=== Instruction ===
The lines to extract run from the first line of the material below to the line containing "CJK KR', 'Noto", both included; leave the pictures behind.

=== Supplied information ===

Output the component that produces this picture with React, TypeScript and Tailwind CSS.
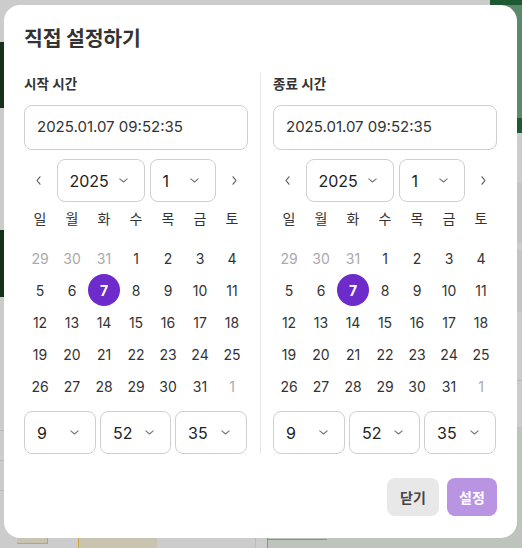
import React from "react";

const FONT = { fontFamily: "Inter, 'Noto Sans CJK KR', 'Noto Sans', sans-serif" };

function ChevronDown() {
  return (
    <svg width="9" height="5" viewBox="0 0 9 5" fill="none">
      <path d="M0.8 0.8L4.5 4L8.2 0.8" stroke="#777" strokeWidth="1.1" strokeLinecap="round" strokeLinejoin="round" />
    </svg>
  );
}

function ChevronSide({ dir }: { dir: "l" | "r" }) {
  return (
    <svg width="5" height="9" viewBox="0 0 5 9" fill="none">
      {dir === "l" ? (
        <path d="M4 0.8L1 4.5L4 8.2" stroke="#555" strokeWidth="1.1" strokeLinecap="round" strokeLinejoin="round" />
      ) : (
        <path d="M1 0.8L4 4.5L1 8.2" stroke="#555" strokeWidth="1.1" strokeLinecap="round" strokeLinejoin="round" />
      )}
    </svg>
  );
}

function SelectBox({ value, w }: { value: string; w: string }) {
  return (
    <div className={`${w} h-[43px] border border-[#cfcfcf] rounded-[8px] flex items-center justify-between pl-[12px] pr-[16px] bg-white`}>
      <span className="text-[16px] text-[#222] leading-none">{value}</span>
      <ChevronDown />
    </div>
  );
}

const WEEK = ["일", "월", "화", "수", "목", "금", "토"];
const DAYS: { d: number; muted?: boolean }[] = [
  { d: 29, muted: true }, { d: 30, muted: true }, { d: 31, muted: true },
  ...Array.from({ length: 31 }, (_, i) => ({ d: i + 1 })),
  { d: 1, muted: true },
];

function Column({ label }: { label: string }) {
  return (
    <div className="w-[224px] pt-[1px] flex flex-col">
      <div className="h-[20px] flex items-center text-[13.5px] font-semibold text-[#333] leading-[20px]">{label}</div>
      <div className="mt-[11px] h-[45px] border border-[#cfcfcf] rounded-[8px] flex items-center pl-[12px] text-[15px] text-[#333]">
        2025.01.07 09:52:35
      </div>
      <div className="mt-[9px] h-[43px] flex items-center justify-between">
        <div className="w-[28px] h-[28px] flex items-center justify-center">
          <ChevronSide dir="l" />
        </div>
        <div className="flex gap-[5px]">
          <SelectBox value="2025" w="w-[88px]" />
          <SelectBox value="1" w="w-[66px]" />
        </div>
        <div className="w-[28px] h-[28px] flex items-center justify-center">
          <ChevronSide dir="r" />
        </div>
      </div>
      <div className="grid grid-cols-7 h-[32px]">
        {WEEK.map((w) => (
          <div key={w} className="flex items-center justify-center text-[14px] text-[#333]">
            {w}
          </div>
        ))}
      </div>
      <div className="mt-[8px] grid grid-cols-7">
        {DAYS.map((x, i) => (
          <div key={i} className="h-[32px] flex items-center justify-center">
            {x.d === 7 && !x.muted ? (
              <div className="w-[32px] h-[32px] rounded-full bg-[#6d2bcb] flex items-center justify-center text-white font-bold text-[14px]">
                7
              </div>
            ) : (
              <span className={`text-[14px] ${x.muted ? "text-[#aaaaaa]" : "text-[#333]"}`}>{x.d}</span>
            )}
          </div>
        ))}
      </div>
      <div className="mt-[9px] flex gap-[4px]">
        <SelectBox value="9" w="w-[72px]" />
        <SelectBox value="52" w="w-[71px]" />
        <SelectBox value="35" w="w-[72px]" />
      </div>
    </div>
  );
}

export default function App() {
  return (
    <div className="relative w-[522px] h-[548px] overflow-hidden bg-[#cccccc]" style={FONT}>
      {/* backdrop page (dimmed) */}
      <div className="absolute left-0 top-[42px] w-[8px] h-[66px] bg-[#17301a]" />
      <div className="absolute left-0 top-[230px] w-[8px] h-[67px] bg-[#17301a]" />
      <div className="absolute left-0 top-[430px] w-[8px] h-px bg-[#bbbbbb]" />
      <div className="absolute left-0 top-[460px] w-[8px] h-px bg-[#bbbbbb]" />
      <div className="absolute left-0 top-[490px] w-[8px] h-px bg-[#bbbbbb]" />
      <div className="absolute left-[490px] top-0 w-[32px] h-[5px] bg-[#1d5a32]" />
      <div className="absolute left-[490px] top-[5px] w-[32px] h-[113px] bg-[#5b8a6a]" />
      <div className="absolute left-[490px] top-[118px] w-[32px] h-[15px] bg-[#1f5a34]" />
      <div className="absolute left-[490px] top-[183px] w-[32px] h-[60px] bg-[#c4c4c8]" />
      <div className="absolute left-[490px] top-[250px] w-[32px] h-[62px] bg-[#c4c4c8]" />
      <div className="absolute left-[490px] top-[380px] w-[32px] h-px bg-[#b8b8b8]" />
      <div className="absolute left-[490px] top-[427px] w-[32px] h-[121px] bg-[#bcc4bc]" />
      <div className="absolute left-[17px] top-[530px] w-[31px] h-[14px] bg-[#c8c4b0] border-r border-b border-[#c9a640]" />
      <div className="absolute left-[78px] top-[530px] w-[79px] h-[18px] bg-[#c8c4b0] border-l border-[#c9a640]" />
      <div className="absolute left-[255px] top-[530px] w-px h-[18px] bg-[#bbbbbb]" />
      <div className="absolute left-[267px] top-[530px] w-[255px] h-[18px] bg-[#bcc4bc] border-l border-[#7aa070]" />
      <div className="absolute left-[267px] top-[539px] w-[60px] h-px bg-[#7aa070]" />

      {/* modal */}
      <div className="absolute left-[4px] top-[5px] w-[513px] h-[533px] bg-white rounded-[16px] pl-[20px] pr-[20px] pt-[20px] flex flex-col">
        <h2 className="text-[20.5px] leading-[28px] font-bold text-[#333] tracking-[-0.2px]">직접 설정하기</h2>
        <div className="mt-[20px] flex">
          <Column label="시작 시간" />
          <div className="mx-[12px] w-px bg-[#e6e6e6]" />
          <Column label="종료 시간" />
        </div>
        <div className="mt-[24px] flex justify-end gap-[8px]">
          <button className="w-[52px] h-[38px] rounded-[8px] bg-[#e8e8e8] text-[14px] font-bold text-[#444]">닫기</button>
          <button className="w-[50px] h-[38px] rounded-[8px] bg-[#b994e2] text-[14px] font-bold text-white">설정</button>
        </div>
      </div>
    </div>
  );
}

=== Exercise answer ===
Output the component that produces this picture with React, TypeScript and Tailwind CSS.
import React from "react";

const FONT = { fontFamily: "Inter, 'Noto Sans CJK KR', 'Noto Sans', sans-serif" };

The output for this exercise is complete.